12), the coefficients are set as in the following equations.
$$\begin{aligned} A&=S_x^2+S_y^2+1-S_r^2 \end{aligned}$$
(13)
$$\begin{aligned} B_i&=S_xX_i+S_yY_i+Z_i \end{aligned}$$
(14)
$$\begin{aligned} C_i&=X_i^2+Y_i^2+Z_i^2 \end{aligned}$$
(15)
Using these coefficients, Eq. (
11) can be transformed into Eq. (
16).
$$\begin{aligned} f(s)&=\sum _i\left( As^2-2Bs+C\right) ^2 \end{aligned}$$
(16)
The
s that minimizes the objective function is the solution to Eq. (
17), which is a cubic equations, where RANSAC [
20] (Random sample consensus) is used to suppress the effect of a noisy point cloud.

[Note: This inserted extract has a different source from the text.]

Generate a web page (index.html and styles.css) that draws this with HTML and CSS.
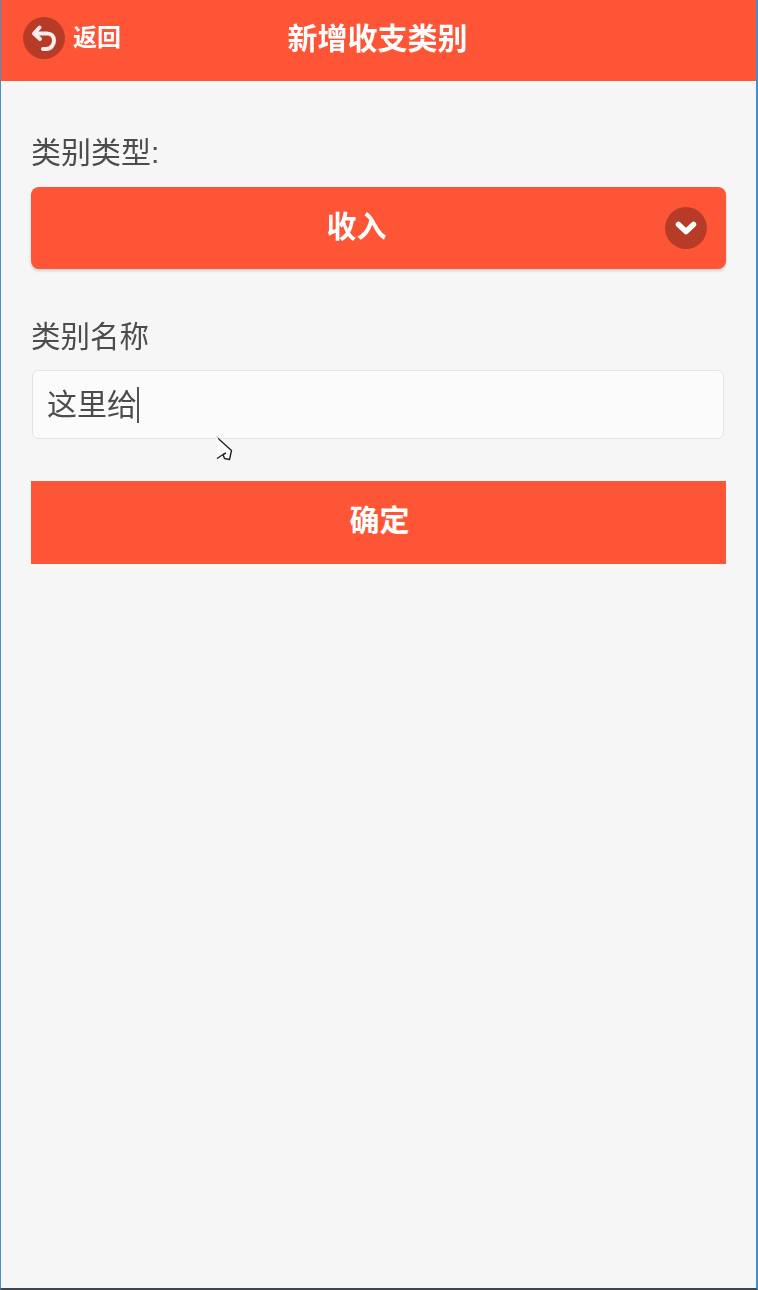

$$\begin{aligned} \frac{\delta f(s)}{\delta n}=\sum _i\left( A^2s^3-3ABs^2+(AC+2B^2)s-BC\right) \end{aligned}$$
(17)
The 3D coordinates and radius of the center of the target sphere are obtained by substituting the obtained
s into Eqs. (
2) and (
4). By assuming that the sphere exists on the extension of the circle detected in the 2D image, instead of directly fitting the sphere from the point cloud, it is possible to fit the sphere even from an inaccurate point cloud.
Based on the calibration results between the robot arm and the camera, the last step is to transform the coordinates to the robot coordinate system.